### TASK TO CARRY OUT:
Set out each line from the following listing that includes the word "this".

### ITEMS:
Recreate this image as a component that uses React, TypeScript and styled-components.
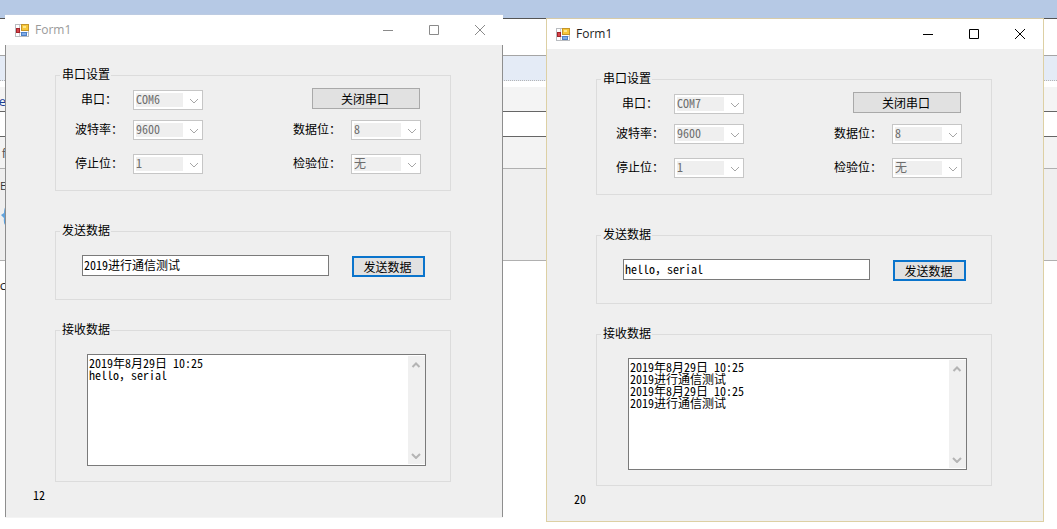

---

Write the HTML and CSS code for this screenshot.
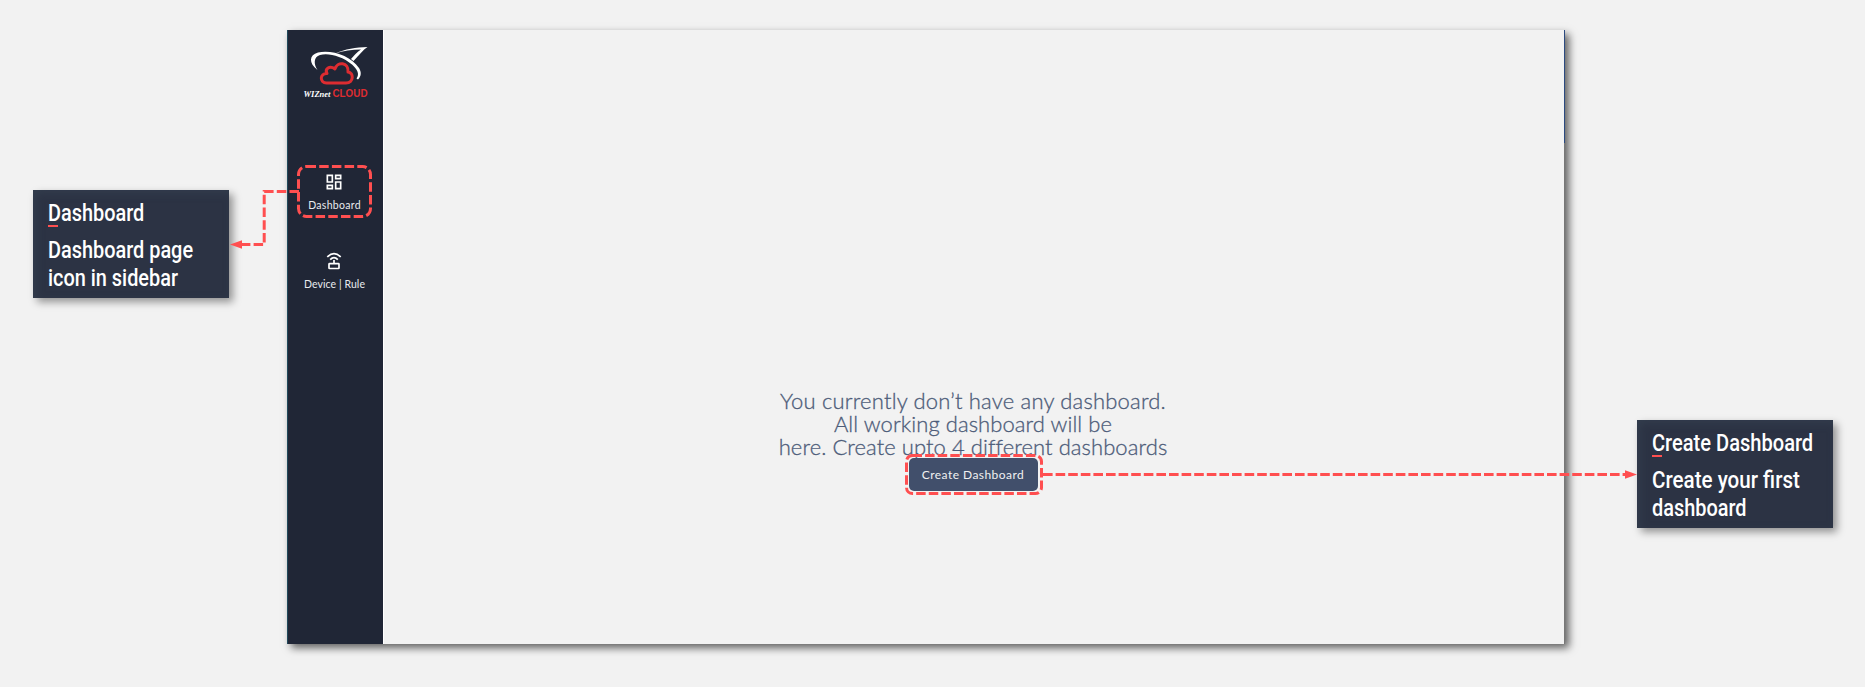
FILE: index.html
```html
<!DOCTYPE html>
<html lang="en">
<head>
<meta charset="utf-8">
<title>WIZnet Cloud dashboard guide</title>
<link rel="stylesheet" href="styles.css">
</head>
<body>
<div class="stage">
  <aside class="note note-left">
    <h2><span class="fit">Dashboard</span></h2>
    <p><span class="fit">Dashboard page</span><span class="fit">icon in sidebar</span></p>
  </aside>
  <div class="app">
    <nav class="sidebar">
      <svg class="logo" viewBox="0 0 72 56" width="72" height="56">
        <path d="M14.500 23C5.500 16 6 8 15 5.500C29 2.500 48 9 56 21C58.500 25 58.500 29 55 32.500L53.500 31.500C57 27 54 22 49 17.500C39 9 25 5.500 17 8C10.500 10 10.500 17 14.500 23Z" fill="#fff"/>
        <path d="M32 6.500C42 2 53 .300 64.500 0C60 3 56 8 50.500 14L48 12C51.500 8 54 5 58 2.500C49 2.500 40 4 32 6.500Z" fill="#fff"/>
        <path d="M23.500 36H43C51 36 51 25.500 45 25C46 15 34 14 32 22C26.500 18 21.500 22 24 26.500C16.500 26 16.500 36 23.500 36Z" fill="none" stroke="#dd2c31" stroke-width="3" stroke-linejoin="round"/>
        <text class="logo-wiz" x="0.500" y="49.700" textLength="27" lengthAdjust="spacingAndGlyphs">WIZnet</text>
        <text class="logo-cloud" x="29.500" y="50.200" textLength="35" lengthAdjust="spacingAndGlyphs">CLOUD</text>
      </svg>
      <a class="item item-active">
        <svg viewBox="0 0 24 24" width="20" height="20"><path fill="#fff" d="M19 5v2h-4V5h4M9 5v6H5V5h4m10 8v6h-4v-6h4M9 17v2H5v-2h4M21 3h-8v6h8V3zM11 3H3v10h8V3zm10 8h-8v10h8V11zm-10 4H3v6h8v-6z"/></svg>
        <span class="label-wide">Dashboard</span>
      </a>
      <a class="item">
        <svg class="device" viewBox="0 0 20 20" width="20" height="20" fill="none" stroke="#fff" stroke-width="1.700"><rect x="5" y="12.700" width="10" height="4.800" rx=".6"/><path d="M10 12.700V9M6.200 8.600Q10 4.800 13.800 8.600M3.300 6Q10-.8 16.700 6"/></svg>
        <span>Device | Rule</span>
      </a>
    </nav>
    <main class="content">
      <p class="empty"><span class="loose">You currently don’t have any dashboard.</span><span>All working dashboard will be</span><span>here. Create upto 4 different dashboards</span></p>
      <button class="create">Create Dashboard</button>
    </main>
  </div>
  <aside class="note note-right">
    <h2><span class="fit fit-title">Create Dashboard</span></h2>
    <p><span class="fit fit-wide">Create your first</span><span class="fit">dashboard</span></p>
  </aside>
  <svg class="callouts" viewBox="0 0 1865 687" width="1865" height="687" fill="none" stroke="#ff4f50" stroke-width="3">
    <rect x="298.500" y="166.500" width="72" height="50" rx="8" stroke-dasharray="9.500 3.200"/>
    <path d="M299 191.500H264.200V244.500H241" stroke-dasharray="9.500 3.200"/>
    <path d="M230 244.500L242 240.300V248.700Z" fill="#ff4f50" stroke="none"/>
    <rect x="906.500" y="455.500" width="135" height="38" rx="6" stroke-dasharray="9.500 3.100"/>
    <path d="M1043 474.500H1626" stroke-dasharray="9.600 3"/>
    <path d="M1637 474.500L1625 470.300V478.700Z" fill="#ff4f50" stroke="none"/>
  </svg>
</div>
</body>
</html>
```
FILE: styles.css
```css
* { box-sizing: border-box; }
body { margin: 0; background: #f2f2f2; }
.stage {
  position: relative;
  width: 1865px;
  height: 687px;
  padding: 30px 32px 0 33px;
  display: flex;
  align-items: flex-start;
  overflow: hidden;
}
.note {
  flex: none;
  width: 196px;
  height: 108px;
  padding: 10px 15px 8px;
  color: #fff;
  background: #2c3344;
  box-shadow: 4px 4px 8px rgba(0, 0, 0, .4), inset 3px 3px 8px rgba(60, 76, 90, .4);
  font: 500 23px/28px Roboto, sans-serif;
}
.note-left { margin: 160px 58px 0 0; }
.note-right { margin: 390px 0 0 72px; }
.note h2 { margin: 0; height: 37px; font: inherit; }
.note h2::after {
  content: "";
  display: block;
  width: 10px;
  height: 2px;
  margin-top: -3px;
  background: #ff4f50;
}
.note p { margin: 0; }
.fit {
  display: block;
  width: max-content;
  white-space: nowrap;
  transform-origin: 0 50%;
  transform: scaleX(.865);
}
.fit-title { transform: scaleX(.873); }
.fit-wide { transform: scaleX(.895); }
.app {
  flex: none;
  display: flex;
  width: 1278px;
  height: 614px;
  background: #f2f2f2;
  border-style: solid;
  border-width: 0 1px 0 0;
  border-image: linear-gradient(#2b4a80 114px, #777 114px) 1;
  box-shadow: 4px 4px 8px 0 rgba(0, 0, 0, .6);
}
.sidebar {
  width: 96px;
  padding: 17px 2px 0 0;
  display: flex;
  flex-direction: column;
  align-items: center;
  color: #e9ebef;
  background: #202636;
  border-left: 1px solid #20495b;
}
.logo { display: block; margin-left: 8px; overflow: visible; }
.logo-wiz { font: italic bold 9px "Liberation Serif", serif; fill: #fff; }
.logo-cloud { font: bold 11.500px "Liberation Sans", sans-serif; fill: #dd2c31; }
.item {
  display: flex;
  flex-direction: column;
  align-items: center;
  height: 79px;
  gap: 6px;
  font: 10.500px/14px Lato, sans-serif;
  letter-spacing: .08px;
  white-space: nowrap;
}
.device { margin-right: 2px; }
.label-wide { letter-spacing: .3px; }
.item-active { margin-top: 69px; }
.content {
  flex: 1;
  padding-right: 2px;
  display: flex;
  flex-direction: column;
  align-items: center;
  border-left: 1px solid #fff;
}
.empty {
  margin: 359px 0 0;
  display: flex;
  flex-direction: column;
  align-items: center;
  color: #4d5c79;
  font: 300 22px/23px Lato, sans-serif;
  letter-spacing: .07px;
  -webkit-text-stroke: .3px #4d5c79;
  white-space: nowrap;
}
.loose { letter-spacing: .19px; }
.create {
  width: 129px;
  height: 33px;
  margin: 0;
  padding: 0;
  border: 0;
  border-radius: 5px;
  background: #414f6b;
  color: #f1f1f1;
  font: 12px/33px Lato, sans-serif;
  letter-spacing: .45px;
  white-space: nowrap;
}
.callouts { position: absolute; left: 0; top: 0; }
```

### COMPLETE OUTPUT:
Recreate this image as a component that uses React, TypeScript and styled-components.
Write the HTML and CSS code for this screenshot.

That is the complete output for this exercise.